After Muhammad's painful rejection by the Jews and Christians of that time, as well as by many pagan Arabs in Mecca, he fled to Medina, where he officially established his religion in the year 622. Some of his followers, who, unlike their leader, were literate, began to write down his sayings and stories, which eventually evolved into the Sura and the Hadith, the written Koran and the written oral tradition, based on the example set by Muhammad of how to lead a proper life.

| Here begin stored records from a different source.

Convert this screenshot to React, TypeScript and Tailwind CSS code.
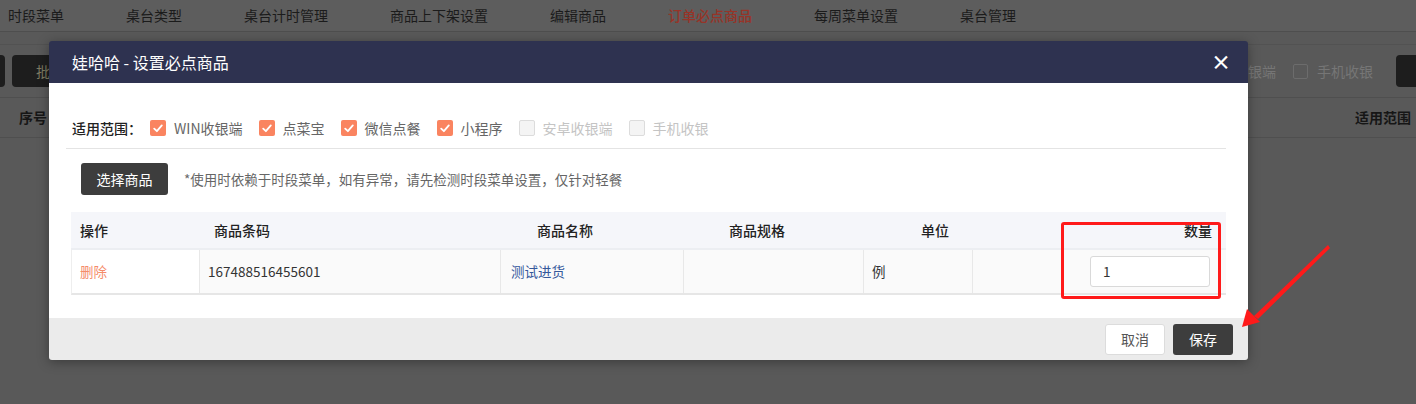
import React from 'react';

const tabs = ['时段菜单', '桌台类型', '桌台计时管理', '商品上下架设置', '编辑商品', '订单必点商品', '每周菜单设置', '桌台管理'];

const scopes = [
  { label: 'WIN收银端', checked: true },
  { label: '点菜宝', checked: true },
  { label: '微信点餐', checked: true },
  { label: '小程序', checked: true },
  { label: '安卓收银端', checked: false },
  { label: '手机收银', checked: false },
];

function Check({ checked }: { checked: boolean }) {
  if (!checked) {
    return <span className="w-4 h-4 rounded-[2px] border border-[#dcdcdc] bg-[#f4f4f4]" />;
  }
  return (
    <span className="w-4 h-4 rounded-[2px] bg-[#fa8460] flex items-center justify-center">
      <svg width="10" height="9" viewBox="0 0 10 9" fill="none">
        <path d="M1.2 4.6 L3.9 7.2 L8.8 1.4" stroke="#fff" strokeWidth="1.8" strokeLinecap="round" strokeLinejoin="round" />
      </svg>
    </span>
  );
}

export default function App() {
  return (
    <div className="relative w-[1416px] h-[404px] overflow-hidden bg-[#595959] text-[14px] font-['Noto_Sans_CJK_SC','Noto_Sans',sans-serif]">
      {/* page under the overlay */}
      <div className="h-[32px] flex items-center pl-[8px] gap-[62px] border-b border-[#4e4e4e] bg-[#5d5d5d] text-[14px] text-[#1b1b1b]">
        {tabs.map((t) => (
          <span key={t} className={t === '订单必点商品' ? 'text-[#973428] font-medium' : ''}>{t}</span>
        ))}
      </div>
      <div className="h-[13px] border-b border-[#525252]" />
      <div className="h-[53px] flex items-center justify-between border-b border-[#4f4f4f]">
        <div className="flex items-center gap-[7px]">
          <span className="w-[5px] h-[32px] rounded-r-[4px] bg-[#1d1d1d]" />
          <span className="w-[60px] h-[32px] rounded-[4px] bg-[#1d1d1d] pl-[24px] flex items-center text-[#7d7b62] text-[14px]">批</span>
        </div>
        <div className="flex items-center text-[14px] text-[#767676]">
          <span>收银端</span>
          <span className="ml-[17px] w-[15px] h-[15px] rounded-[2px] border border-[#6c6c6c]" />
          <span className="ml-[9px]">手机收银</span>
          <span className="ml-[23px] w-[20px] h-[32px] rounded-l-[4px] bg-[#1d1d1d]" />
        </div>
      </div>
      <div className="h-[40px] flex items-center justify-between px-[19px] pr-[5px] border-b border-[#4f4f4f] text-[14px] font-bold text-[#161616]">
        <span>序号</span>
        <span>适用范围</span>
      </div>

      {/* modal */}
      <div className="absolute left-[49px] top-[41px] w-[1199px] rounded-[3px] overflow-hidden shadow-[0_2px_12px_rgba(0,0,0,0.35)]">
        <div className="h-[42px] bg-[#2e3250] flex items-center justify-between pl-[23px] pr-[17px] text-white">
          <span className="text-[16px]">娃哈哈 - 设置必点商品</span>
          <span className="text-[20px] font-bold leading-none">×</span>
        </div>
        <div className="bg-white pl-[17px] pr-[22px] pt-[33px] pb-[23px]">
          <div className="flex items-center h-[24px] pl-[6px]">
            <span className="text-[#222] font-medium mr-[8px]">适用范围：</span>
            <div className="flex items-center gap-[16px]">
              {scopes.map((s) => (
                <label key={s.label} className="flex items-center gap-[8px]">
                  <Check checked={s.checked} />
                  <span className={s.checked ? 'text-[#666]' : 'text-[#c4c4c4]'}>{s.label}</span>
                </label>
              ))}
            </div>
          </div>
          <div className="mt-[8px] border-t border-[#e4e4e4]" />
          <div className="mt-[14px] flex items-center pl-[15px]">
            <button className="w-[87px] h-[32px] rounded-[3px] bg-[#3d3d3d] text-white text-[14px]">选择商品</button>
            <span className="ml-[16px] text-[13.5px] text-[#666]">*使用时依赖于时段菜单，如有异常，请先检测时段菜单设置，仅针对轻餐</span>
          </div>
          <div className="mt-[17px] ml-[5px] text-[#333]">
            <div className="h-[38px] flex items-center bg-[#f5f6fa] border-b-2 border-[#eceef2] font-medium text-[#222]">
              <span className="w-[134px] pl-[9px]">操作</span>
              <span className="w-[323px] pl-[9px]">商品条码</span>
              <span className="w-[192px] pl-[9px]">商品名称</span>
              <span className="w-[192px] pl-[9px]">商品规格</span>
              <span className="w-[188px] pl-[9px]">单位</span>
              <span className="flex-1 text-right pr-[14px]">数量</span>
            </div>
            <div className="h-[45px] flex items-stretch border-b-2 border-[#e6e6e6] border-l border-l-[#eeeeee] text-[13.5px]">
              <div className="w-[127px] bg-white pl-[8px] flex items-center text-[#f58b6a]">删除</div>
              <div className="w-[301px] bg-[#fafafa] border-l border-[#e8e8e8] pl-[8px] flex items-center">167488516455601</div>
              <div className="w-[183px] bg-[#fafafa] border-l border-[#e8e8e8] pl-[10px] flex items-center text-[#34589a]">测试进货</div>
              <div className="w-[180px] bg-[#fafafa] border-l border-[#e8e8e8]" />
              <div className="w-[109px] bg-[#fafafa] border-l border-[#e8e8e8] pl-[8px] flex items-center">例</div>
              <div className="flex-1 bg-[#fafafa] border-l border-[#e8e8e8] flex items-center justify-end pr-[16px]">
                <div className="w-[120px] h-[31px] rounded-[3px] border border-[#d9d9d9] bg-white pl-[12px] flex items-center text-[#333]">1</div>
              </div>
            </div>
          </div>
        </div>
        <div className="h-[42px] bg-[#ebebeb] flex items-center justify-end gap-[8px] pr-[15px]">
          <button className="w-[60px] h-[31px] rounded-[3px] border border-[#dcdcdc] bg-white text-[#555] text-[14px]">取消</button>
          <button className="w-[60px] h-[31px] rounded-[3px] bg-[#3d3d3d] text-white text-[14px]">保存</button>
        </div>
      </div>

      {/* annotation */}
      <div className="absolute left-[1061px] top-[222px] w-[160px] h-[77px] rounded-[3px] border-[3px] border-[#ff1a1a]" />
      <svg className="absolute left-[1235px] top-[240px]" width="100" height="95" viewBox="0 0 100 95">
        <polygon points="93,5 95,8 23,79 19,76" fill="#ff1a1a" />
        <polygon points="7,87 12,69 25,82" fill="#ff1a1a" />
      </svg>
    </div>
  );
}
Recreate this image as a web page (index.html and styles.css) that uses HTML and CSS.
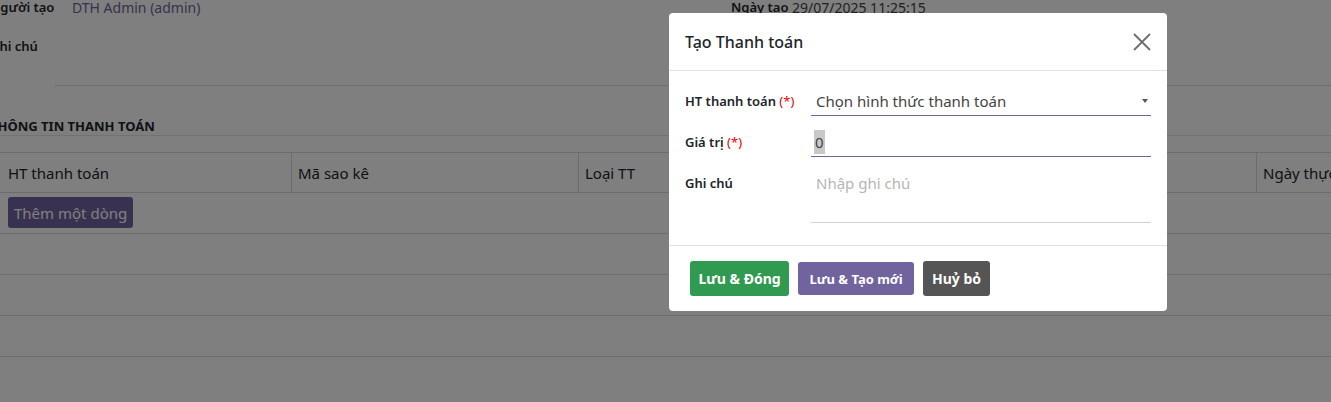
FILE: index.html
```html
<!DOCTYPE html>
<html lang="vi">
<head>
    <meta charset="UTF-8">
    <meta name="viewport" content="width=device-width, initial-scale=1.0">
    <title>Tạo Thanh toán</title>
    <link rel="stylesheet" href="styles.css">
</head>
<body>
    <div class="page">
        <div class="meta-row">
            <div class="meta-col">
                <span class="meta-label">Người tạo</span>
                <span class="meta-value link">DTH Admin (admin)</span>
            </div>
            <div class="meta-col">
                <span class="meta-label short">Ngày tạo</span>
                <span class="meta-value">29/07/2025 11:25:15</span>
            </div>
        </div>

        <div class="note-row">
            <span class="note-label">Ghi chú</span>
            <div class="note-field"></div>
        </div>

        <h3 class="section-title">THÔNG TIN THANH TOÁN</h3>

        <table class="lines">
            <thead>
                <tr>
                    <th class="c1">HT thanh toán</th>
                    <th class="c2">Mã sao kê</th>
                    <th class="c3">Loại TT</th>
                    <th>Ngày thực hiện</th>
                </tr>
            </thead>
            <tbody>
                <tr><td colspan="4"><button class="btn-add">Thêm một dòng</button></td></tr>
                <tr><td colspan="4"></td></tr>
                <tr><td colspan="4"></td></tr>
                <tr><td colspan="4"></td></tr>
            </tbody>
        </table>
    </div>

    <div class="backdrop">
        <div class="modal">
            <div class="modal-header">
                <h4 class="modal-title">Tạo Thanh toán</h4>
                <button class="close" aria-label="Close">
                    <svg width="18" height="18" viewBox="0 0 18 18">
                        <path d="M1 1L17 17M17 1L1 17" stroke="#6c6c6c" stroke-width="1.8" fill="none"/>
                    </svg>
                </button>
            </div>
            <div class="modal-body">
                <div class="form-row">
                    <label>HT thanh toán <span class="req">(*)</span></label>
                    <div class="field select">
                        <span>Chọn hình thức thanh toán</span>
                        <span class="caret"></span>
                    </div>
                </div>
                <div class="form-row">
                    <label>Giá trị <span class="req">(*)</span></label>
                    <div class="field"><span class="selected">0</span></div>
                </div>
                <div class="form-row">
                    <label>Ghi chú</label>
                    <div class="field textarea"><span class="placeholder">Nhập ghi chú</span></div>
                </div>
            </div>
            <div class="modal-footer">
                <button class="btn btn-green">Lưu &amp; Đóng</button>
                <button class="btn btn-purple">Lưu &amp; Tạo mới</button>
                <button class="btn btn-dark">Huỷ bỏ</button>
            </div>
        </div>
    </div>
</body>
</html>
```

FILE: styles.css
```css
body {
    margin: 0;
    font-family: "Noto Sans", "Open Sans", sans-serif;
    font-size: 14px;
    color: #212529;
    background: #fff;
    overflow: hidden;
}
.page {
    margin: -4px 0 0 -10px;
}
.meta-row {
    display: flex;
    height: 22px;
    align-items: center;
}
.meta-col {
    display: flex;
    flex-shrink: 0;
    align-items: center;
    width: 741px;
}
.meta-label {
    width: 82px;
    font-weight: 600;
    font-size: 13px;
}
.meta-label.short {
    width: 61px;
}
.meta-value {
    font-size: 14px;
    color: #444;
}
.meta-value.link {
    color: #71639e;
}
.note-row {
    display: flex;
    margin-top: 18px;
}
.note-label {
    width: 65px;
    font-weight: 600;
    font-size: 13px;
    line-height: 20px;
}
.note-field {
    flex: 1;
    height: 49px;
    border-bottom: 1px solid #d8d8d8;
}
.section-title {
    margin: 31px 0 0;
    font-size: 13px;
    font-weight: 700;
    line-height: 18px;
    border-bottom: 1px solid #e4e4e4;
}
.lines {
    margin: 16px 0 0 10px;
    width: calc(100% + 40px);
    border-collapse: collapse;
}
.lines th {
    height: 39px;
    padding: 0 6px;
    text-align: left;
    font-weight: 400;
    font-size: 15px;
    white-space: nowrap;
    border-top: 1px solid #d8d8d8;
    border-bottom: 1px solid #d8d8d8;
    border-left: 1px solid #d8d8d8;
}
.lines th:first-child {
    border-left: none;
    padding-left: 8px;
}
.lines th.c1 { width: 277px; }
.lines th.c2 { width: 274px; }
.lines th.c3 { width: 665px; }
.lines td {
    height: 40px;
    padding: 0 8px;
    border-bottom: 1px solid #d8d8d8;
}
.lines tbody tr:first-child td {
    vertical-align: top;
    padding-top: 4px;
    height: 36px;
}
.btn-add {
    font-family: inherit;
    font-size: 15px;
    color: #fff;
    background: #71639e;
    border: none;
    border-radius: 3px;
    padding: 0 6px;
    height: 31px;
}

.backdrop {
    position: fixed;
    inset: 0;
    background: rgba(0, 0, 0, 0.5);
}
.modal {
    position: absolute;
    left: 669px;
    top: 13px;
    width: 498px;
    background: #fff;
    border-radius: 4px;
}
.modal-header {
    display: flex;
    align-items: center;
    justify-content: space-between;
    height: 57px;
    padding: 0 16px;
    border-bottom: 1px solid #dee2e6;
}
.modal-title {
    margin: 0;
    font-size: 16px;
    font-weight: 500;
    color: #212529;
}
.close {
    background: none;
    border: none;
    padding: 0;
    display: flex;
}
.modal-body {
    padding: 16px 16px 22px;
}
.form-row {
    display: grid;
    grid-template-columns: 126px 340px;
    margin-bottom: 12px;
}
.form-row:last-child {
    margin-bottom: 0;
}
.form-row label {
    font-weight: 600;
    font-size: 13px;
    line-height: 28px;
}
.req {
    color: #e00;
    font-weight: 400;
}
.field {
    height: 29px;
    display: flex;
    align-items: center;
    padding-left: 5px;
    box-sizing: border-box;
    font-size: 15px;
    color: #444;
    border-bottom: 1px solid #71639e;
}
.field.select {
    justify-content: space-between;
}
.caret {
    width: 0;
    height: 0;
    margin-right: 3px;
    border-left: 3px solid transparent;
    border-right: 3px solid transparent;
    border-top: 4px solid #555;
}
.selected {
    background: #c8c8c8;
    padding: 0 1px;
    margin-left: -2px;
    line-height: 24px;
}
.field.textarea {
    height: 54px;
    align-items: flex-start;
    padding-top: 4px;
    border-bottom-color: #d2d2d2;
}
.placeholder {
    color: #b5b5b5;
}
.modal-footer {
    display: flex;
    align-items: center;
    gap: 9px;
    height: 65px;
    padding: 0 21px;
    border-top: 1px solid #dee2e6;
}
.btn {
    font-family: inherit;
    font-weight: 700;
    color: #fff;
    border: none;
    border-radius: 3px;
    height: 35px;
    padding: 0;
    font-size: 14px;
    white-space: nowrap;
}
.btn-green { background: #309a51; width: 99px; }
.btn-purple { background: #71639e; font-size: 13px; height: 33px; width: 116px; }
.btn-dark { background: #555; width: 67px; }
```
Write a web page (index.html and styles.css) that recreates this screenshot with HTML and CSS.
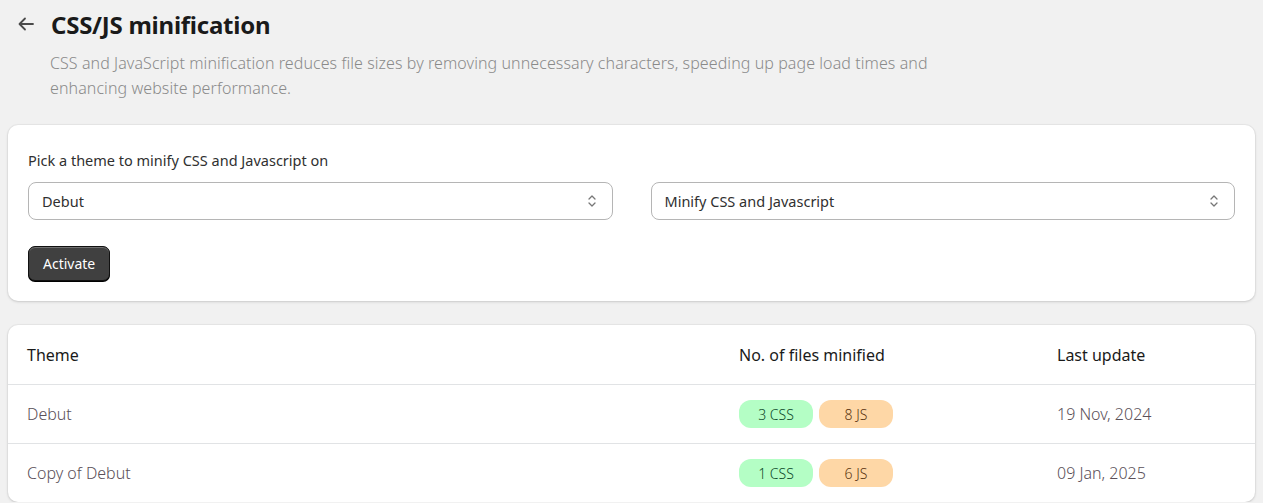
FILE: index.html
```html
<!DOCTYPE html>
<html lang="en">
<head>
<meta charset="utf-8">
<title>CSS/JS minification</title>
<link rel="stylesheet" href="styles.css">
</head>
<body>
<div class="page">
  <header class="page-header">
    <button class="back" aria-label="Back">
      <svg width="20" height="20" viewBox="0 0 20 20"><path d="M17 10H4M9 4.5L3.5 10 9 15.5" fill="none" stroke="#4a4a4a" stroke-width="1.8" stroke-linecap="round" stroke-linejoin="round"/></svg>
    </button>
    <h1 class="title">CSS/JS minification</h1>
  </header>
  <p class="desc">CSS and JavaScript minification reduces file sizes by removing unnecessary characters, speeding up page load times and enhancing website performance.</p>

  <section class="card form-card">
    <label class="field-label">Pick a theme to minify CSS and Javascript on</label>
    <div class="selects">
      <div class="select"><span>Debut</span><svg class="chev" width="12" height="16" viewBox="0 0 12 16"><path d="M3 6l3-3 3 3M3 10l3 3 3-3" fill="none" stroke="#777" stroke-width="1.3" stroke-linecap="round" stroke-linejoin="round"/></svg></div>
      <div class="select"><span>Minify CSS and Javascript</span><svg class="chev" width="12" height="16" viewBox="0 0 12 16"><path d="M3 6l3-3 3 3M3 10l3 3 3-3" fill="none" stroke="#777" stroke-width="1.3" stroke-linecap="round" stroke-linejoin="round"/></svg></div>
    </div>
    <button class="btn-primary">Activate</button>
  </section>

  <section class="card table-card">
    <div class="row head">
      <div class="c1">Theme</div>
      <div class="c2">No. of files minified</div>
      <div class="c3">Last update</div>
    </div>
    <div class="row">
      <div class="c1 name">Debut</div>
      <div class="c2 badges"><span class="badge css">3 CSS</span><span class="badge js">8 JS</span></div>
      <div class="c3 date">19 Nov, 2024</div>
    </div>
    <div class="row">
      <div class="c1 name">Copy of Debut</div>
      <div class="c2 badges"><span class="badge css">1 CSS</span><span class="badge js">6 JS</span></div>
      <div class="c3 date">09 Jan, 2025</div>
    </div>
  </section>
</div>
</body>
</html>
```
FILE: styles.css
```css
* { box-sizing: border-box; }
html, body { margin: 0; padding: 0; }
body {
  background: #f1f1f1;
  font-family: "Noto Sans", "Open Sans", sans-serif;
  color: #303030;
}
.page { padding: 8px 8px 0; }
.page-header {
  display: flex;
  align-items: center;
  gap: 14px;
  height: 32px;
}
.back {
  width: 22px; height: 22px;
  margin-left: 7px;
  padding: 0; border: 0; background: none;
  display: flex; align-items: center; justify-content: center;
}
.title {
  margin: 0;
  font-size: 24px;
  font-weight: 700;
  color: #1a1a1a;
  letter-spacing: -0.25px;
}
.desc {
  margin: 11px 0 0 42px;
  max-width: 900px;
  font-size: 16px;
  line-height: 25px;
  font-weight: 300;
  color: #8a8a8a;
  letter-spacing: 0.08px;
}
.card {
  background: #fff;
  border-radius: 10px;
  box-shadow: 0 1px 3px rgba(0,0,0,0.14), 0 0 0 1px rgba(0,0,0,0.03);
}
.form-card {
  margin-top: 24px;
  padding: 25px 20px 20px;
}
.field-label {
  display: block;
  font-size: 14.5px;
  line-height: 20px;
  color: #303030;
}
.selects {
  display: grid;
  grid-template-columns: 1fr 1fr;
  gap: 38px;
  margin-top: 12px;
}
.select {
  height: 38px;
  border: 1px solid #b5b5b5;
  border-radius: 8px;
  display: flex;
  align-items: center;
  justify-content: space-between;
  padding: 0 14px 0 13px;
  font-size: 14.5px;
  color: #303030;
}
.btn-primary {
  margin-top: 26px;
  height: 35px;
  padding: 0 14px;
  background: #404040;
  color: #fff;
  border: 1px solid #111;
  border-radius: 7px;
  box-shadow: inset 0 1px 0 rgba(255,255,255,0.25), 0 1px 0 #000;
  font-family: inherit;
  font-size: 14px;
}
.table-card {
  margin-top: 24px;
}
.row {
  display: grid;
  grid-template-columns: 712px 318px 1fr;
  align-items: center;
  height: 59px;
  padding-left: 19px;
  border-top: 1px solid #e1e3e5;
  font-size: 16px;
}
.row.head { border-top: 0; height: 59px; color: #1a1a1a; }
.name, .date { font-weight: 300; color: #5a4f58; }
.badges { display: flex; gap: 6px; }
.badge {
  width: 74px;
  height: 28px;
  border-radius: 12px;
  display: flex; align-items: center; justify-content: center;
  font-size: 14px;
  font-weight: 300;
}
.badge.css { background: #b4fec5; color: #0d4a2a; }
.badge.js { background: #fed7a6; color: #5a3410; }
```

Muhammad’s life is known to Muslims as “the Sunna”, which means “the usual practice” or “the example”. In Islamic terminology, it refers to the life and ways of Muhammad. In other words, the Muslims have always looked to the life of Muhammad for guidance as to how to relate to other people and other nations.  For this information, Muslims look to the Sura, which is the main text of the Koran, or to the Hadith, which is the written version of the Muslim oral tradition, consisting mainly of what Muslims consider to be the valuable lessons about how to live life, according to “the prophet”.

This is the key to understanding the Islamic mentality, as well as the Islamic State (or IS or ISIS) organization that is chopping off heads. The philosophy of Jihad, or holy war against what Muhammad called “the unbelievers”, is central in Islam. This is an obligation upon every Muslim, and the “holy” Islamic texts of the Koran and Hadith are replete with verses exhorting the faithful to make violent, holy war against the “unbelievers”, and specifically the Jews and the Christians, who had rejected Muhammad’s false claims of prophecy.

“When you meet the infidels in the battlefield, strike off their heads”. (Sura 47:4)

The beheadings of Western journalists, as frightening as they are, are as nothing compared to the savagery that Muhammad advocated, and in fact carried out.  In the year 627, Muhammad and his warriors laid siege around the Jewish tribe known as the “Banu Qurayzah” in Medina. He ordered the construction of trenches around the city. Ibn Ishaq, Islam’s earliest biographer of Muhammad, describes what happened next:

“Then they (Banu Qurayzah) surrendered…then he sent for them and struck off their heads in those trenches as they were brought out to them in batches…They were 600 or 700 in all, though some put the figures as high as 800 or 900…This went on until the apostle made an end to them.”

When the Islamic State monsters behead Western journalists, they are simply following the example of “The Sunna”. This is not some offshoot of Islam called “radical Islam” or “Islamism”. The Jihad and the beheadings come straight from the core of Islam, which is radical.

Not every Muslim is a violent Jihadist, but the few Muslims who are opposed to them are usually afraid to speak out, for fear of their lives.

It’s absolutely vital that we remember that those American Muslims or British Muslims who join Islamic State are simply following “The Sunna”. By doing so, they are adhering to a sick ideology that is more dangerous than Nazism or Communism ever were, because it claims to be a religion, and therefore, people in the West, who believe in freedom of religion, don’t know how to confront it.

But confront it they must, for if they don’t, they will soon find themselves drowning in this ferocious Islamic tsunami of hatred, intolerance, and death. And then it will be too late.